En Billy Elliot, el film del británico Stephen Daldry -filmado antes que su pedantilla Las Horas-, un niño dispuesto a convertirse en bailarín profesional es la excusa principal para que el realizador urda un excelente retrato de la Inglaterra tatcheriana, en la que mineros en huelga y policías en plan de alerta se convirtieron en uno de los focos de atención de esa sociedad unos cuantos años atrás. De todas maneras, muy poco ha cambiado en Gran Bretaña desde esos días.
Antes de empezar a hablar de la película, les recomendaría fervorosamente que intentaran verla en su versión original subtitulada, ya que su doblaje es uno de los más caóticos y vomitivos que se han realizado en nuestro país y que, por si solo, es capaz de reventar totalmente el buen trabajo interpretativo del joven que da vida al Billy Elliot del título, Jamie Bell, sobre todo en las escenas en las que éste demuestra cierto nerviosismo y acaba alzando su tono de voz. De vergüenza ajena, pues ni siquiera el DVD editado en España se ha dignado a subtitular la película en nuestro idioma
Una sola imagen define a la perfección el espíritu de la cinta de Stephen Daldry, cuando dos de los pequeños protagonistas de la misma, paseando por una de las calles de su ciudad, no muestran ningún tipo de inquietud ante una numerosa formación de antidisturbios dispuestos a frenar cualquier atisbo de manifestación a través de la violencia. La cotidianidad convertida en figura principal de la película; una imagen habitual, por desgracia, durante las largas huelgas de los mineros en el Condado de Durham, en pleno gobierno férreo de una de las féminas más repudiadas de los últimos tiempos, Margaret Thatcher. La cotidianidad, igualmente, en las relaciones de familia de Billy Elliot, un niño que, a pesar de la insistencia de su huelgista padre en que practique el deporte del boxeo, optará por asistir a clases de ballet en compañía de un grupito de niñas, rompiendo así, de manera inconsciente, la habitual monotonía de los más cercanos a él.
Narrada con un envidiable sentido del humor, la película rompe un tanto con los típicos productos británicos amparados en el modelo (un tanto repetitivo) impuesto por Ken Loach, a pesar de recurrir al mismo tipo de personajes, ambientes y época. Billy Elliot es mucho más abierta pues, sin renegar del drama que se esconde tras todas las situaciones expuestas, apuesta más directamente por la comedia. De todas maneras, el único defecto de ésta se encuentra en que, en sus últimos quince minutos, a Daldry se le va la mano intentando provocar la lágrima a cada nueva escena, resultando un tanto truculento a la hora de hurgar en la emotividad del espectador.

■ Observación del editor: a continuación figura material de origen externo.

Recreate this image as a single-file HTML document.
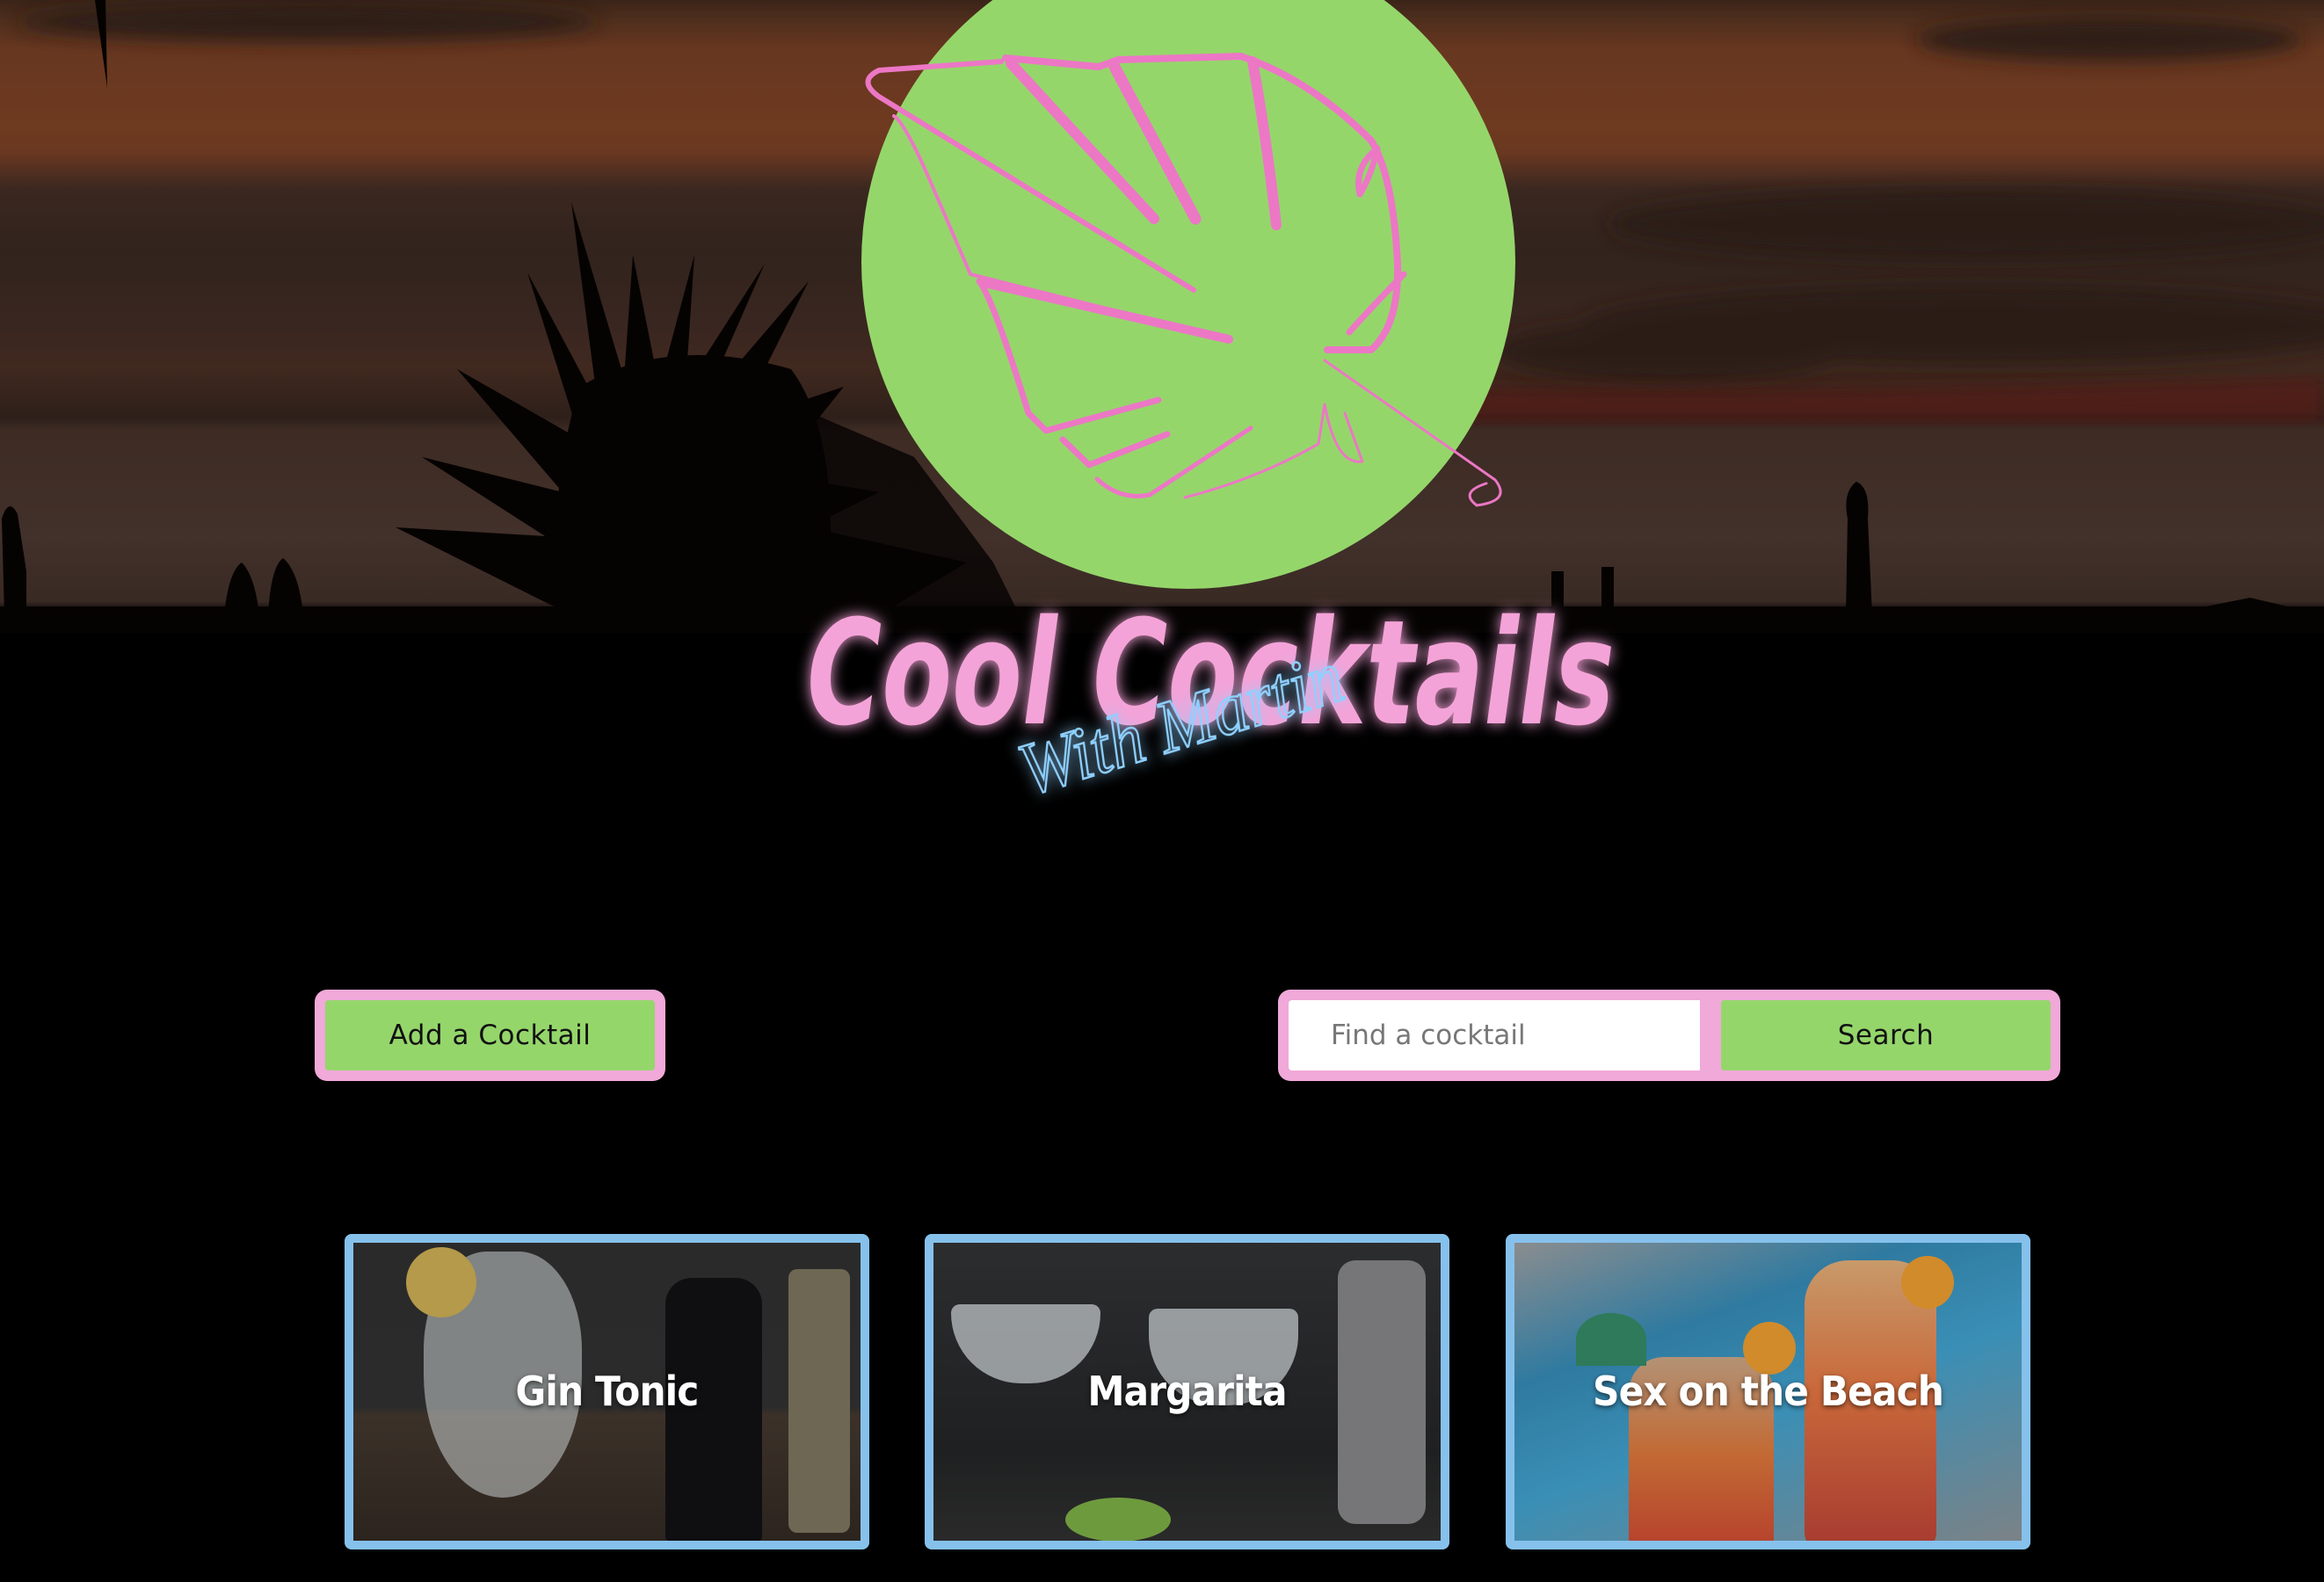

Merecidamente, en su día, obtuvo varias nominaciones al Oscar. Y es que, tras esa sencillez narrativa y de su agradable y bien resuelto guión -excelente a la hora de describir a todos sus personajes con tan solo cuatro trazos-, se esconde una película compacta y sin fisuras que se apoya indiscutiblemente en unas controladas interpretaciones. De éstas valdría la pena resaltar el trabajo de Julie Walters, la profesora de danza del joven Billy.
Lástima de ese cuarto de hora final, extremadamente sensiblero y lacrimógeno que, sin embargo, se ve altamente compensado por la sencillez con que aborda la historia, la facilidad con que mezcla el retrato social con los problemas del joven protagonista y, ante todo, por la frialdad humorística y cínica con la que acaba mostrando a la policía en sus quehaceres urbanos.
Por cierto, ¿se puede llevar a un mal doblaje ante los tribunales?